▸ TO DO: Nothing outside the lines from the one containing "Give me the" down to the one containing "import React from 'react';" belongs in the copy; print that span exactly, both ends included, with pictures removed.

# start of RECORDS

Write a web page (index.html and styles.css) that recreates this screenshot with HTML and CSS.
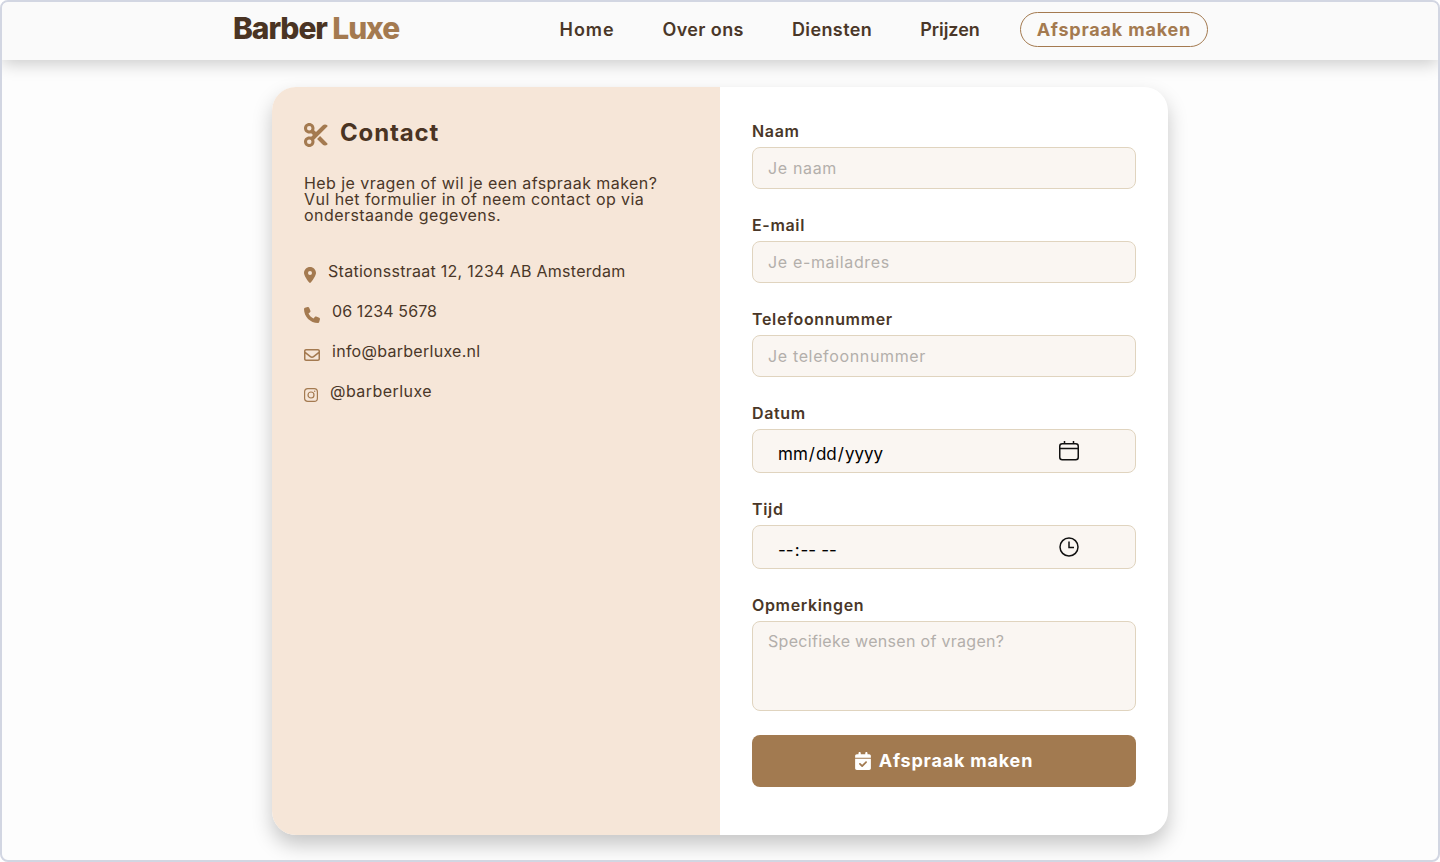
FILE: index.html
```html
<!DOCTYPE html>
<html lang="nl">
<head>
<meta charset="utf-8">
<title>Barber Luxe</title>
<link rel="stylesheet" href="styles.css">
</head>
<body>
<div class="window">
  <header class="nav">
    <a class="logo" href="#">Barber <span class="logo-accent">Luxe</span></a>
    <nav class="links">
      <a class="wide" href="#">Home</a>
      <a href="#">Over ons</a>
      <a href="#">Diensten</a>
      <a class="tight" href="#">Prijzen</a>
      <a class="cta" href="#">Afspraak maken</a>
    </nav>
  </header>
  <main class="main">
    <section class="card">
      <aside class="info">
        <h1 class="title">
          <svg class="scissors" viewBox="0 0 512 512"><path d="M256 192l-39.500-39.500c4.900-12.600 7.500-26.200 7.500-40.500C224 50.100 173.900 0 112 0S0 50.100 0 112s50.100 112 112 112c14.300 0 27.900-2.700 40.500-7.500L192 256l-39.500 39.500c-12.600-4.900-26.200-7.500-40.500-7.500C50.100 288 0 338.100 0 400s50.100 112 112 112s112-50.100 112-112c0-14.300-2.700-27.900-7.500-40.500L499.200 76.800c7.100-7.100 7.100-18.500 0-25.600c-28.300-28.300-74.100-28.300-102.400 0L256 192zm22.600 150.600L396.800 460.800c28.300 28.300 74.100 28.300 102.400 0c7.100-7.100 7.100-18.500 0-25.600L342.600 278.600l-64 64zM64 112a48 48 0 1 1 96 0 48 48 0 1 1 -96 0zm48 240a48 48 0 1 1 0 96 48 48 0 1 1 0-96z"/></svg>
          Contact
        </h1>
        <p class="intro">Heb je vragen of wil je een afspraak maken?<br>Vul het formulier in of neem contact op via<br>onderstaande gegevens.</p>
        <ul class="contacts">
          <li><svg class="ic pin" viewBox="0 0 384 512"><path d="M215.7 499.2C267 435 384 279.4 384 192C384 86 298 0 192 0S0 86 0 192c0 87.4 117 243 168.3 307.2c12.3 15.3 35.1 15.3 47.4 0zM192 128a64 64 0 1 1 0 128 64 64 0 1 1 0-128z"/></svg>Stationsstraat 12, 1234 AB Amsterdam</li>
          <li><svg class="ic phone" viewBox="0 0 512 512"><path d="M164.9 24.6c-7.7-18.6-28-28.5-47.4-23.2l-88 24C12.1 30.2 0 46 0 64C0 311.4 200.6 512 448 512c18 0 33.8-12.1 38.6-29.5l24-88c5.3-19.4-4.6-39.7-23.2-47.4l-96-40c-16.3-6.8-35.2-2.1-46.3 11.6L304.7 368C234.3 334.7 177.3 277.7 144 207.3L193.3 167c13.7-11.2 18.4-30 11.6-46.3l-40-96z"/></svg><span class="num">06 1234 5678</span></li>
          <li><svg class="ic mail" viewBox="0 0 512 512"><path d="M64 112c-8.800 0-16 7.200-16 16v22.100L220.500 291.700c20.700 17 50.400 17 71.100 0L464 150.100V128c0-8.800-7.200-16-16-16H64zM48 212.200V384c0 8.800 7.200 16 16 16H448c8.800 0 16-7.200 16-16V212.200L322 328.800c-38.400 31.500-93.700 31.500-132 0L48 212.200zM0 128C0 92.700 28.700 64 64 64H448c35.300 0 64 28.700 64 64V384c0 35.300-28.700 64-64 64H64c-35.300 0-64-28.700-64-64V128z"/></svg>info@barberluxe.nl</li>
          <li><svg class="insta" viewBox="0 0 14 14" fill="none" stroke="#a47a50" stroke-width="1.200"><rect x=".6" y=".6" width="12.800" height="12.800" rx="3.200"/><circle cx="7" cy="7" r="3"/><circle cx="10.700" cy="3.300" r=".7" fill="#a47a50" stroke="none"/></svg><span class="handle">@barberluxe</span></li>
        </ul>
      </aside>
      <form class="form">
        <label class="field"><span class="lbl">Naam</span><input class="input" type="text" placeholder="Je naam"></label>
        <label class="field"><span class="lbl">E-mail</span><input class="input" type="email" placeholder="Je e-mailadres"></label>
        <label class="field"><span class="lbl">Telefoonnummer</span><input class="input" type="tel" placeholder="Je telefoonnummer"></label>
        <label class="field"><span class="lbl">Datum</span>
          <span class="control">
            <input class="native" type="date">
            <svg class="picker" viewBox="0 0 20 20" fill="none" stroke="#111" stroke-width="1.500"><rect x=".75" y="2.750" width="18.500" height="16" rx="2.500"/><path d="M.75 7.500h18.500M5.500 0v3M14.500 0v3"/></svg>
          </span>
        </label>
        <label class="field"><span class="lbl">Tijd</span>
          <span class="control">
            <input class="native" type="time">
            <svg class="picker" viewBox="0 0 20 20" fill="none" stroke="#111" stroke-width="1.500"><circle cx="10" cy="10" r="9"/><path d="M10 4.500V10.500H15"/></svg>
          </span>
        </label>
        <label class="field"><span class="lbl">Opmerkingen</span><textarea class="input area" placeholder="Specifieke wensen of vragen?"></textarea></label>
        <button class="submit" type="button">
          <svg class="cal" viewBox="0 0 448 512"><path d="M128 0c17.700 0 32 14.300 32 32V64H288V32c0-17.700 14.300-32 32-32s32 14.300 32 32V64h48c26.500 0 48 21.500 48 48v48H0V112C0 85.500 21.500 64 48 64H96V32c0-17.700 14.300-32 32-32zM0 192H448V464c0 26.500-21.500 48-48 48H48c-26.500 0-48-21.500-48-48V192zM329 305c9.400-9.400 9.400-24.600 0-33.900s-24.600-9.400-33.900 0l-95 95-47-47c-9.400-9.400-24.600-9.400-33.900 0s-9.400 24.600 0 33.900l64 64c9.400 9.400 24.600 9.400 33.900 0L329 305z"/></svg>
          <span class="submit-text">Afspraak maken</span>
        </button>
      </form>
    </section>
  </main>
</div>
</body>
</html>
```
FILE: styles.css
```css
* { box-sizing: border-box; }
html, body { margin: 0; height: 100%; background: #fff; }
body { font-family: Inter, "Noto Sans", sans-serif; color: #4a3728; }
a { color: inherit; text-decoration: none; }

.window {
  height: 862px;
  border: 2px solid #d2d6e2;
  border-radius: 8px;
  overflow: hidden;
  background: #fdfdfd;
}

.nav {
  position: relative;
  z-index: 2;
  height: 58px;
  padding: 0 230px 0 231px;
  display: flex;
  align-items: center;
  justify-content: space-between;
  background: #fafafa;
  box-shadow: 0 4px 16px rgba(0, 0, 0, .2);
}
.logo { font-size: 30px; font-weight: 800; letter-spacing: -1.1px; color: #4a3423; margin-top: -6px; }
.logo-accent { color: #a47a50; }
.links { display: flex; align-items: center; gap: 48px; font-size: 18px; font-weight: 600; letter-spacing: .4px; margin-top: -4px; }
.wide { letter-spacing: .9px; }
.tight { letter-spacing: -.05px; }
.cta {
  margin-left: -8px;
  padding: 6px 16px;
  border: 1px solid #a47a50;
  border-radius: 18px;
  color: #a47a50;
  font-weight: 700;
  letter-spacing: .8px;
}

.main { display: flex; justify-content: center; padding-top: 27px; }
.card {
  width: 896px;
  height: 748px;
  display: flex;
  border-radius: 24px;
  overflow: hidden;
  background: #fff;
  box-shadow: 0 10px 20px rgba(0, 0, 0, .22);
}
.info { width: 448px; padding: 32px; background: #f6e6d8; }
.title { margin: 0 0 24px; display: flex; gap: 12px; font-size: 24px; font-weight: 700; line-height: 28px; height: 32px; color: #4a3423; letter-spacing: .85px; }
.scissors { width: 24px; height: 24px; margin-top: 4px; fill: #a47a50; flex: none; }
.intro { margin: 0; font-size: 16px; line-height: 16px; letter-spacing: .44px; }
.contacts { list-style: none; margin: 36px 0 0; padding: 0; display: flex; flex-direction: column; gap: 16px; font-size: 16px; line-height: 24px; letter-spacing: .28px; }
.contacts li { display: flex; align-items: flex-start; gap: 12px; }
.num { letter-spacing: .1px; }
.handle { letter-spacing: .45px; }
.ic { fill: #a47a50; flex: none; }
.pin { width: 12px; height: 16px; margin-top: 8px; }
.phone { width: 16px; height: 16px; margin-top: 8px; }
.mail { width: 16px; height: 16px; margin-top: 8px; }
.insta { width: 14px; height: 14px; margin-top: 9px; flex: none; }

.form { flex: 1; padding: 32px; display: flex; flex-direction: column; gap: 24px; }
.field { display: flex; flex-direction: column; gap: 4px; }
.lbl { font-size: 16px; line-height: 24px; font-weight: 600; letter-spacing: .65px; }
.input, .control {
  display: block;
  width: 100%;
  height: 42px;
  padding: 0 15px;
  border: 1px solid #e0d4bf;
  border-radius: 8px;
  background: #faf6f2;
  font: 400 16px Inter, "Noto Sans", sans-serif;
  letter-spacing: .65px;
  color: #000;
  outline: none;
}
.input::placeholder { color: #b3afab; opacity: 1; }
.control { display: flex; align-items: center; height: 44px; padding: 0 56px 0 24px; }
.native {
  flex: 1;
  min-width: 0;
  padding: 6px 0 0;
  border: 0;
  background: none;
  outline: none;
  font: 400 17px Inter, "Noto Sans", sans-serif;
  color: #000;
}
.native::-webkit-calendar-picker-indicator { display: none; }
.picker { width: 20px; height: 20px; flex: none; margin-top: -1px; }
.area { height: 90px; padding: 9px 15px; resize: none; letter-spacing: .3px; }
.submit {
  height: 52px;
  display: flex;
  align-items: center;
  justify-content: center;
  gap: 8px;
  border: 0;
  border-radius: 8px;
  background: #a27a50;
  color: #fff;
  font: 700 18px Inter, "Noto Sans", sans-serif;
  letter-spacing: .8px;
}
.submit-text { margin-top: -2px; }
.cal { width: 16px; height: 18px; fill: #fff; }
```
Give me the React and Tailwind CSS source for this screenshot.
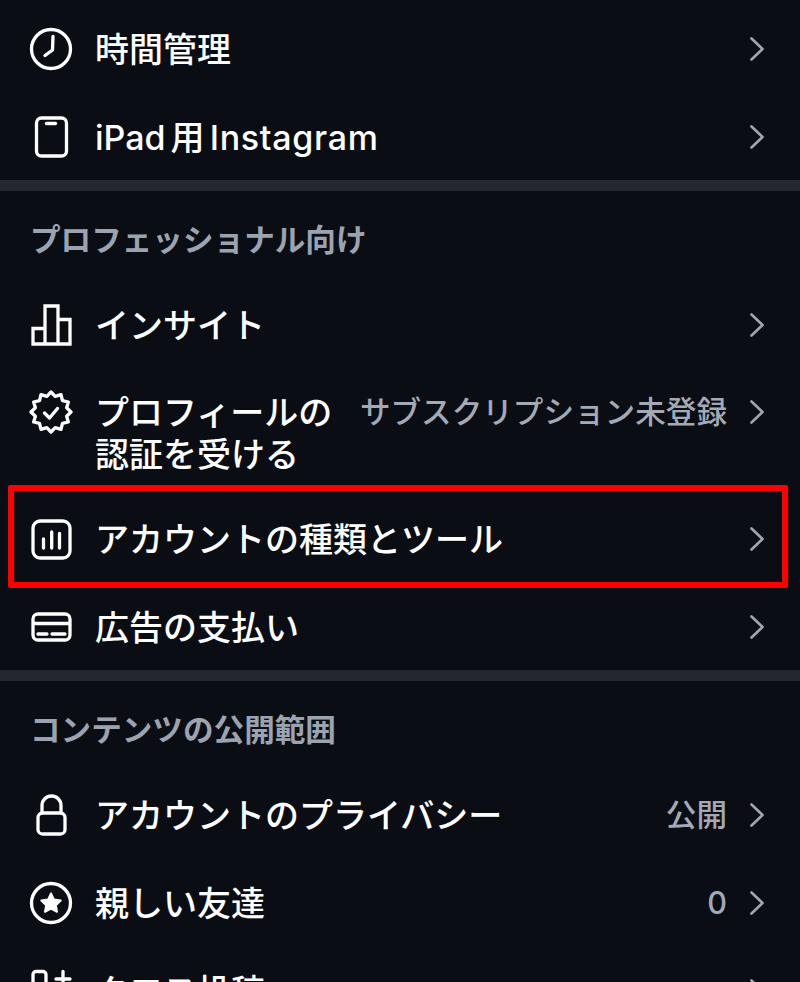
import React from 'react';

const Chevron = () => (
    <svg viewBox="0 0 14 24" className="w-[14px] h-6 shrink-0" fill="none" stroke="#a0a6b1" strokeWidth="2.6" strokeLinecap="round" strokeLinejoin="round">
        <path d="M1.5 1.5 12.5 12 1.5 22.5" />
    </svg>
);

const Icon = ({ children }) => (
    <svg viewBox="0 0 44 44" className="w-11 h-11 shrink-0" fill="none" stroke="white" strokeWidth="3.3" strokeLinecap="round" strokeLinejoin="round">
        {children}
    </svg>
);

const badgePoints = () => {
    const pts = [];
    for (let i = 0; i < 24; i++) {
        const r = i % 2 === 0 ? 20 : 16.2;
        const a = (i * Math.PI) / 12 - Math.PI / 2;
        pts.push(`${(22 + r * Math.cos(a)).toFixed(2)},${(22 + r * Math.sin(a)).toFixed(2)}`);
    }
    return pts.join(' ');
};

const icons = {
    clock: (
        <>
            <circle cx="22" cy="22" r="19.5" />
            <path d="M24 9.5 23.5 23 16 28.5" />
        </>
    ),
    ipad: (
        <>
            <rect x="7.5" y="3" width="30" height="38" rx="5" />
            <path d="M17.5 8.5h9" />
        </>
    ),
    insights: <path d="M4 41V25.5h12V3h13v13.5h12V41ZM16 25.5V41M29 16.5V41" strokeLinejoin="miter" strokeLinecap="square" />,
    badge: (
        <>
            <polygon points={badgePoints()} />
            <path d="M15.5 23 20.5 28 28.5 18.5" />
        </>
    ),
    account: (
        <>
            <rect x="4" y="4" width="37" height="37" rx="7" />
            <path d="M14.5 22v9M22.7 15v16M30.5 16.5V31" />
        </>
    ),
    card: (
        <>
            <rect x="4" y="9" width="37" height="26" rx="5" />
            <path d="M3 18.5h39" strokeWidth="3.6" strokeLinecap="butt" />
            <path d="M9 29h9M23 29h13" />
        </>
    ),
    lock: (
        <>
            <rect x="9" y="20" width="27" height="21" rx="4.5" />
            <path d="M13 20v-7.5a9.5 9.5 0 0 1 19 0V20" />
        </>
    ),
    star: (
        <>
            <circle cx="22" cy="22" r="19.5" />
            <path d="M22 12.5 25 18.6l6.7.9-4.9 4.7 1.2 6.6L22 27.7l-6 3.1 1.2-6.6-4.9-4.7 6.7-.9Z" fill="white" strokeWidth="2" />
        </>
    ),
    cross: (
        <>
            <rect x="4" y="2.5" width="13" height="24" rx="3" />
            <path d="M34 2.5v15M27 10h14" />
        </>
    ),
};

const Row = ({ icon, label, value }) => (
    <div className="flex items-center h-[88px] pl-[29px] pr-9">
        <Icon>{icons[icon]}</Icon>
        <span className="ml-[22px] flex-1 text-[34px] font-medium text-white whitespace-nowrap">{label}</span>
        {value && <span className="mr-[23px] text-[30.6px] font-medium text-[#a3a9b5]">{value}</span>}
        <Chevron />
    </div>
);

const Section = ({ children }) => (
    <div className="flex items-center h-[90px] pt-2 pl-[30px] text-[30.6px] font-bold text-[#9ca3b0]">{children}</div>
);

const Divider = () => <div className="h-[11px] -mt-px bg-[#23272e]" />;

const App = () => {
    return (
        <div
            className="h-[982px] w-[800px] overflow-hidden bg-[#0a0e14] pt-[5px]"
            style={{ fontFamily: 'Inter, "Noto Sans CJK JP", sans-serif' }}
        >
            <Row icon="clock" label="時間管理" />
            <Row
                icon="ipad"
                label={
                    <span className="[word-spacing:-4px]">
                        iPad 用 <span className="tracking-[0.7px]">Instagram</span>
                    </span>
                }
            />
            <Divider />
            <Section>プロフェッショナル向け</Section>
            <Row icon="insights" label="インサイト" />

            <div className="flex items-start h-[126px] pl-[29px] pr-9 pt-[21px]">
                <Icon>{icons.badge}</Icon>
                <span className="ml-[22px] mt-[2px] flex-1 text-[34px] leading-[42px] font-medium text-white">
                    プロフィールの
                    <br />
                    認証を受ける
                </span>
                <span className="mr-[23px] text-[30.6px] leading-[44px] font-medium text-[#a3a9b5] whitespace-nowrap">サブスクリプション未登録</span>
                <div className="h-11 flex items-center">
                    <Chevron />
                </div>
            </div>

            <div className="relative">
                <Row icon="account" label="アカウントの種類とツール" />
                <div className="absolute left-2 right-3 -top-[10px] -bottom-[5px] border-[6px] border-[#ff0000] rounded-[2px]" />
            </div>
            <Row icon="card" label="広告の支払い" />
            <Divider />
            <Section>コンテンツの公開範囲</Section>
            <Row icon="lock" label="アカウントのプライバシー" value="公開" />
            <Row icon="star" label="親しい友達" value="0" />
            <Row icon="cross" label="クロス投稿" />
        </div>
    );
};

export default App;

# end of RECORDS

▸ RESULT OF THE TASK:
Give me the React and Tailwind CSS source for this screenshot.
import React from 'react';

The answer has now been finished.